Dear OP first of all I would like to express my heartfelt sympathy for you in the midst of the grief that you are going through. I hope that the following might assist but if it strikes the wrong note then please forgive me because I’m trying to pass on my experiences. I do understand a little of the pain that you’re going through and I’ve had the benefit of talking with a relative who suffered painful losses.
The first thing to say is that I was given wise words from my relative who had suffered trauma and grief. She said that the pain doesn’t go away you just learn to live with it and, in some way, it’s a measure of your love. Don’t look too deeply into that because I’m not saying that grief is good, but I am suggesting that at some point you will be able to accept that it is a part of your life.
The other thing I want to say, and I’m finding it difficult to find the right words, is that the mind plays tricks on you. It takes a huge amount of effort not to dwell on what has been lost and your mind keeps pulling you back to that. I’m not saying that one wallows in it but I have noticed - particularly when I’m tired or ill- that it’s very easy to slip into dwelling on what I no longer have. The trick is to turn that sadness into a feeling of love and gratitude for the fact that you had that relationship together and that they were in your life. I literally have to tell myself to do that and it does work, in an instant, but it takes practice and commitment. Sometimes one just doesn’t feel able to make the effort, but we do have a choice in the way we think and it’s helpful to remember that.
What you are so rightly realising, if I may say so, is that Christmas is going to be a vulnerable spot and that if you don’t take action now, you will spend the whole period comparing now with then and dwelling on that, almost wilfully inflicting pain on yourself, by remembering how things used to be.
I can’t suggest what might work for you, but I do suggest you guard against falling into that trap by making alternative arrangements and thinking patterns that will not allow you to do that, and by committing to notice when you start slipping into that. You do have to look out for yourself.
Sometimes, the love for what you have lost is so strong that you- I - want to dwell within it because you want to experience that life again and feel that love.
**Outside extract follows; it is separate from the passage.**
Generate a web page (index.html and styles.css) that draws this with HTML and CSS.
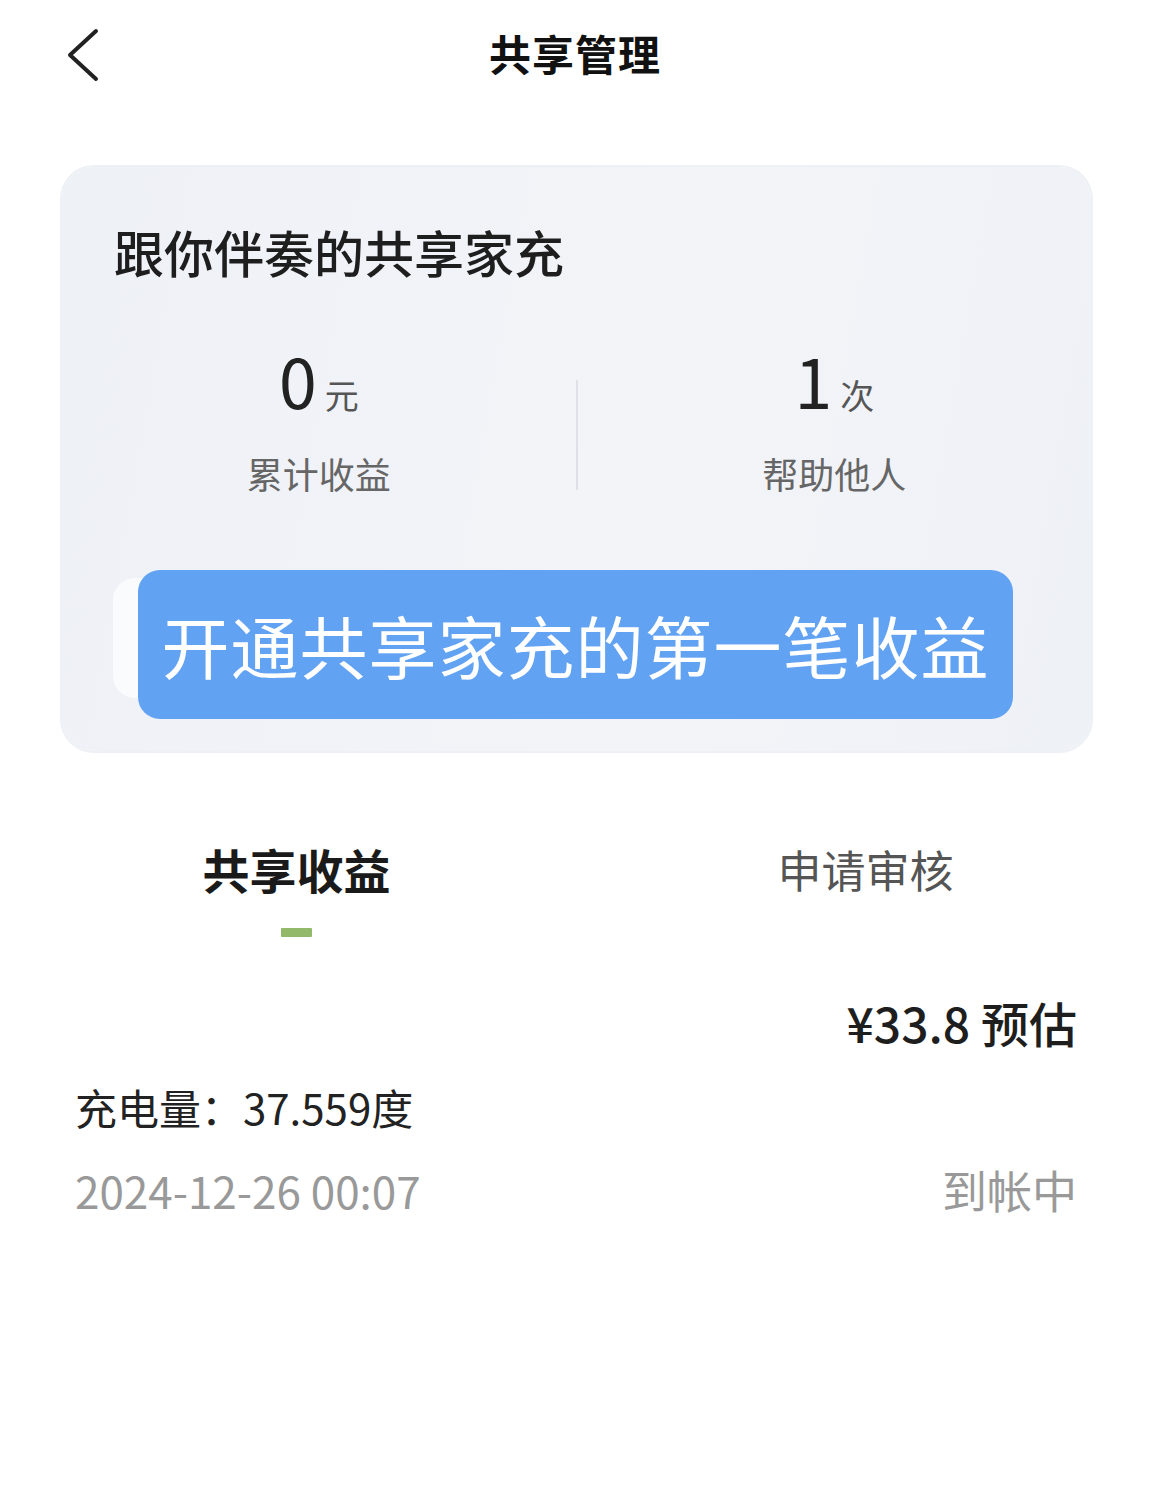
FILE: index.html
```html
<!DOCTYPE html>
<html lang="zh-CN">

<head>
    <meta charset="UTF-8">
    <meta name="viewport" content="width=device-width, initial-scale=1.0">
    <title>共享管理</title>
    <link rel="stylesheet" href="styles.css">
</head>

<body>
    <!-- 顶部导航 -->
    <div class="nav">
        <span class="back">
            <svg width="40" height="56" viewBox="0 0 40 56">
                <polyline points="32,4 6,28 32,52" fill="none" stroke="#222" stroke-width="4" stroke-linecap="round" stroke-linejoin="round" />
            </svg>
        </span>
        <h1 class="nav-title">共享管理</h1>
    </div>

    <!-- 收益卡片 -->
    <div class="card">
        <div class="card-title">跟你伴奏的共享家充</div>
        <div class="stats">
            <div class="stat">
                <div class="stat-value">0<span class="unit">元</span></div>
                <div class="stat-label">累计收益</div>
            </div>
            <div class="divider"></div>
            <div class="stat">
                <div class="stat-value">1<span class="unit">次</span></div>
                <div class="stat-label">帮助他人</div>
            </div>
        </div>
        <div class="action">
            <div class="action-btn"></div>
            <div class="banner">开通共享家充的第一笔收益</div>
        </div>
    </div>

    <!-- 标签 -->
    <div class="tabs">
        <div class="tab active">
            <span class="tab-text">共享收益</span>
            <span class="tab-line"></span>
        </div>
        <div class="tab">
            <span class="tab-text">申请审核</span>
        </div>
    </div>

    <!-- 记录 -->
    <div class="record">
        <div class="record-row">
            <span></span>
            <span class="money">¥33.8 预估</span>
        </div>
        <div class="record-row">
            <span class="power">充电量：37.559度</span>
        </div>
        <div class="record-row">
            <span class="time">2024-12-26 00:07</span>
            <span class="status">到帐中</span>
        </div>
    </div>
</body>

</html>
```

FILE: styles.css
```css
* {
    margin: 0;
    padding: 0;
    box-sizing: border-box;
}

body {
    width: 1150px;
    min-height: 1489px;
    background-color: #fff;
    font-family: "Noto Sans CJK SC", "Noto Sans", sans-serif;
    color: #222;
}

/* 顶部导航 */
.nav {
    position: relative;
    height: 106px;
    display: flex;
    align-items: center;
    justify-content: center;
}

.nav .back {
    position: absolute;
    left: 64px;
    top: 27px;
    width: 40px;
    height: 56px;
}

.nav-title {
    font-size: 42px;
    font-weight: 700;
    line-height: 56px;
    color: #111;
    letter-spacing: 1px;
}

/* 卡片 */
.card {
    width: 1029px;
    margin: 61px 0 0 62px;
    padding: 54px 51px 53px 51px;
    border-radius: 32px;
    background: linear-gradient(100deg, #eef1f6 0%, #f2f4f8 60%, #eef1f6 100%);
    box-shadow: 0 0 0 2px #edf0f4;
}

.card-title {
    padding-left: 1px;
    font-size: 50px;
    line-height: 60px;
    font-weight: 500;
    color: #1e1e1e;
}

.stats {
    display: flex;
    margin: 59px -51px 0 -51px;
}

.stat {
    flex: 1;
    text-align: center;
}

.stat-value {
    font-size: 68px;
    line-height: 80px;
    color: #222;
}

.stat-value .unit {
    margin-left: 8px;
    font-size: 34px;
    color: #555;
}

.stat-label {
    margin-top: 16px;
    font-size: 36px;
    line-height: 44px;
    color: #666;
}

.divider {
    width: 2px;
    height: 110px;
    margin-top: 40px;
    background-color: #dde0e6;
}

/* 按钮 + 浮层 */
.action {
    position: relative;
    margin-top: 83px;
}

/* 被浮层盖住的白色按钮，只露出左边一点 */
.action-btn {
    width: 600px;
    height: 120px;
    border-radius: 22px;
    background-color: #fafbfd;
}

.banner {
    position: absolute;
    left: 25px;
    top: -8px;
    width: 875px;
    height: 149px;
    border-radius: 22px;
    background-color: #62a2f2;
    color: #fff;
    font-size: 68px;
    line-height: 149px;
    text-align: center;
    letter-spacing: 1px;
}

/* 标签 */
.tabs {
    display: flex;
    margin-top: 90px;
    padding-left: 12px;
}

.tab {
    flex: 1;
    display: flex;
    flex-direction: column;
    align-items: center;
}

.tab-text {
    font-size: 44px;
    line-height: 56px;
    color: #555;
}

.tab.active .tab-text {
    font-size: 47px;
    font-weight: 700;
    color: #1a1a1a;
}

.tab-line {
    width: 31px;
    height: 9px;
    margin-top: 31px;
    border-radius: 1px;
    background-color: #92b96a;
}

/* 记录 */
.record {
    margin-top: 57px;
    padding: 0 73px 0 75px;
}

.record-row {
    display: flex;
    justify-content: space-between;
    align-items: center;
    margin-top: 32px;
}

.record-row:first-child {
    margin-top: 0;
}

.money {
    font-size: 48px;
    line-height: 56px;
    font-weight: 500;
    color: #1e1e1e;
}

.power {
    font-size: 42px;
    line-height: 50px;
    color: #222;
}

.time {
    font-size: 44px;
    line-height: 52px;
    color: #999;
}

.status {
    font-size: 45px;
    line-height: 52px;
    color: #999;
}
```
But you can click out of it in an instant, incredibly, by changing how you think and telling yourself that you are thankful to have known them and who have had them in your life. That your life would’ve been poorer without them and that you accept their loss as a consequence. The trouble is, one so very often doesn’t want to do that.
I’m not really making a lot of sense but there are ways of thinking about what has gone and practical ways of protecting yourself from being in a situation where one is brooding constantly on how things used to be. It takes an effort of will. Please note that I am absolutely not telling you that’s how you’re feeling now is wrong and as I am not telling you not to grieve or that you should bury how you feel, that is not at all the message that I’m trying to convey.
The only other thing I would add, and I do urge this upon you, is that well meaning people will tell you about Kübler-Ross’s model of the stages of grief. These are complete hokum and research has disprove them many times: the idea can also be harmful. There is no set programme of how you will feel and there is no linear progression. You will feel different things at different times and you will re-experience feelings that you thought that you had moved past. Which is all ok.